▸ **THE TASK**: Your copy of the material below should match it exactly, except that it holds no pictures.
--- INFORMATION SHOWN ---
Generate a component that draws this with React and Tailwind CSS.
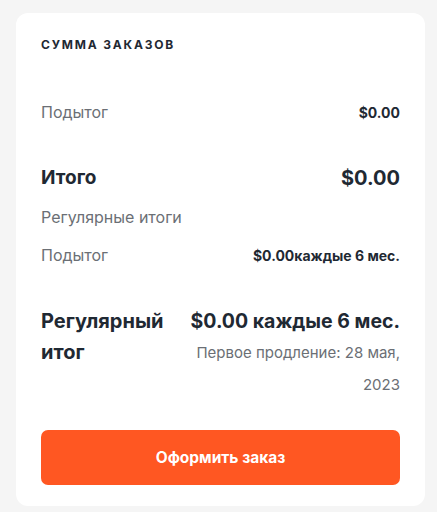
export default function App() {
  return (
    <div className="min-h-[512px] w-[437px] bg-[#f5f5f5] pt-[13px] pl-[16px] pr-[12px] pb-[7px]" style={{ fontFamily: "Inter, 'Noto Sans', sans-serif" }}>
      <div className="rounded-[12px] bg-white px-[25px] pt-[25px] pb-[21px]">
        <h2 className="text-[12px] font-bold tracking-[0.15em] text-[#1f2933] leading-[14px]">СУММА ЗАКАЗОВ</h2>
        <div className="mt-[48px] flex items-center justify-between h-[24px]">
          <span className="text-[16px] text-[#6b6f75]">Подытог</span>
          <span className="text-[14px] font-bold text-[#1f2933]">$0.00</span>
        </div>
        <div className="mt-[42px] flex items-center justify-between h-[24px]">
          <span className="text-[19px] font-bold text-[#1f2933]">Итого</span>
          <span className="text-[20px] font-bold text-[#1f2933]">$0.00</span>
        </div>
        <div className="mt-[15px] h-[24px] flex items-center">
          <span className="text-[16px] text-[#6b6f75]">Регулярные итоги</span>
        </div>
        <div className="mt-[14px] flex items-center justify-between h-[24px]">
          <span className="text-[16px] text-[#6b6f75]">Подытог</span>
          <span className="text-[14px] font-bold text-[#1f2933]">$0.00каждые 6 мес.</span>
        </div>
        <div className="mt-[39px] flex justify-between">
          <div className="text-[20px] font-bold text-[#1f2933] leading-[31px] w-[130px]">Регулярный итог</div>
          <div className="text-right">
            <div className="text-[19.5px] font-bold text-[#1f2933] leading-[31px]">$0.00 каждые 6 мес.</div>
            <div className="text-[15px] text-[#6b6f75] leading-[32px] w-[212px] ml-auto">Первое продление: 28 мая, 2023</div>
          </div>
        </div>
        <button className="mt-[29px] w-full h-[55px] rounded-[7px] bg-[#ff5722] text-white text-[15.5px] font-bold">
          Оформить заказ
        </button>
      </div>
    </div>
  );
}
---
▸ **ANSWER TO THE EXERCISE**:
Generate a component that draws this with React and Tailwind CSS.
export default function App() {
  return (
    <div className="min-h-[512px] w-[437px] bg-[#f5f5f5] pt-[13px] pl-[16px] pr-[12px] pb-[7px]" style={{ fontFamily: "Inter, 'Noto Sans', sans-serif" }}>
      <div className="rounded-[12px] bg-white px-[25px] pt-[25px] pb-[21px]">
        <h2 className="text-[12px] font-bold tracking-[0.15em] text-[#1f2933] leading-[14px]">СУММА ЗАКАЗОВ</h2>
        <div className="mt-[48px] flex items-center justify-between h-[24px]">
          <span className="text-[16px] text-[#6b6f75]">Подытог</span>
          <span className="text-[14px] font-bold text-[#1f2933]">$0.00</span>
        </div>
        <div className="mt-[42px] flex items-center justify-between h-[24px]">
          <span className="text-[19px] font-bold text-[#1f2933]">Итого</span>
          <span className="text-[20px] font-bold text-[#1f2933]">$0.00</span>
        </div>
        <div className="mt-[15px] h-[24px] flex items-center">
          <span className="text-[16px] text-[#6b6f75]">Регулярные итоги</span>
        </div>
        <div className="mt-[14px] flex items-center justify-between h-[24px]">
          <span className="text-[16px] text-[#6b6f75]">Подытог</span>
          <span className="text-[14px] font-bold text-[#1f2933]">$0.00каждые 6 мес.</span>
        </div>
        <div className="mt-[39px] flex justify-between">
          <div className="text-[20px] font-bold text-[#1f2933] leading-[31px] w-[130px]">Регулярный итог</div>
          <div className="text-right">
            <div className="text-[19.5px] font-bold text-[#1f2933] leading-[31px]">$0.00 каждые 6 мес.</div>
            <div className="text-[15px] text-[#6b6f75] leading-[32px] w-[212px] ml-auto">Первое продление: 28 мая, 2023</div>
          </div>
        </div>
        <button className="mt-[29px] w-full h-[55px] rounded-[7px] bg-[#ff5722] text-white text-[15.5px] font-bold">
          Оформить заказ
        </button>
      </div>
    </div>
  );
}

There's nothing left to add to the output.